そして、六根(6)×煩悩(3)=18に煩悩(2)をかけることで36となります。この36に「過去」「現在」「未来」(3)をかけることで108となります。
四苦八苦(しくはっく)
四苦八苦は、四字熟語でもあり仏教用語でもあります。
仏教の世界で四苦は「生」「老」「病」「死」を意味し、八苦は「愛別離苦(あいべつりく)」「怨憎会苦(おんぞうえく)」「求不得苦(ぐふとくく)」「五蘊盛苦(ごおんじょうく)」を意味しています。
これは、うまく物事が進められないなどの苦悩を表しています。
そして、四苦(4×9)+八苦(8×9)=108の語呂合わせからきているといわれています。ただし、この四苦八苦説に関しては、単なる語呂合わせであるとの見方もあるようです。
除夜の鐘は何時から?
除夜の鐘は、テレビをつけると大晦日終了間際に放送されます。テレビ放送では一部ですが、大晦日の夜遅くから元旦深夜0時にかけて108回鐘がつかれています。

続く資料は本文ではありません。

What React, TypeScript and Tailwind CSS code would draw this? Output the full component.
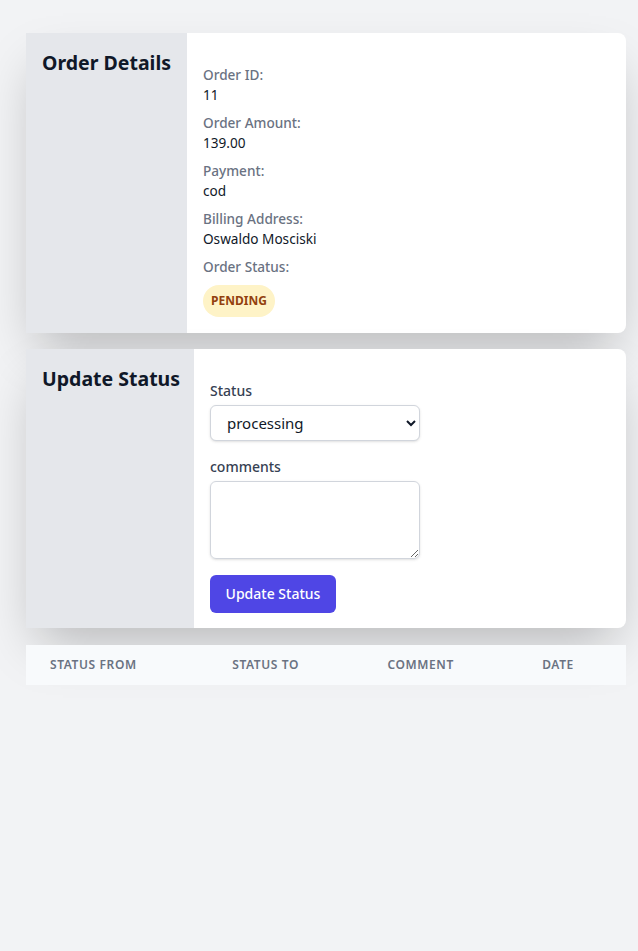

最終的に元旦までに108回鳴らせれば問題がないため、正確に何時から何時までとは決められていません。そのため、寺の判断によって実施される時間も変わってきます。
各寺院の公式サイトなどでお知らせしているところも多いため、あらかじめ事前に何時からか確認しておくことをおすすめします。
マナーとつく方法について
鐘をつく方法は、手順をしっかりと覚えておけば問題ありません。
ただし、本堂への参拝後に鐘をつくのは「戻り鐘」といって縁起が悪いとされています。必ず参拝の前に鐘をつくようにしましょう。
一般的には、以下の手順で鐘をつきます。
- 順番がきたら、鐘の前に向かう
- 鐘の前に着いたら、合掌と一礼をする
- 鐘についている紐を引き、鐘を鳴らす
- 最後に合掌と一礼をして去る。
なお、あまり強く鐘をつき過ぎないように注意しましょう。
また、大晦日は多くの人が寺に参拝しにくるため、1回ついたら次の人へ譲るようにしましょう。
1年を振り返る文化
除夜の鐘が大晦日につかれていたのは、この1年の煩悩を除き、清らかな状態で新しい1年のスタートを切るためです。
鐘をつく意味や歴史を知らなければ、なんとなく鳴らしたり、聞いたりして終わってしまいますよね。せっかくなら素敵な年を迎えられるように、自身の1年を振り返り、見つめなおすのもよいかもしれません。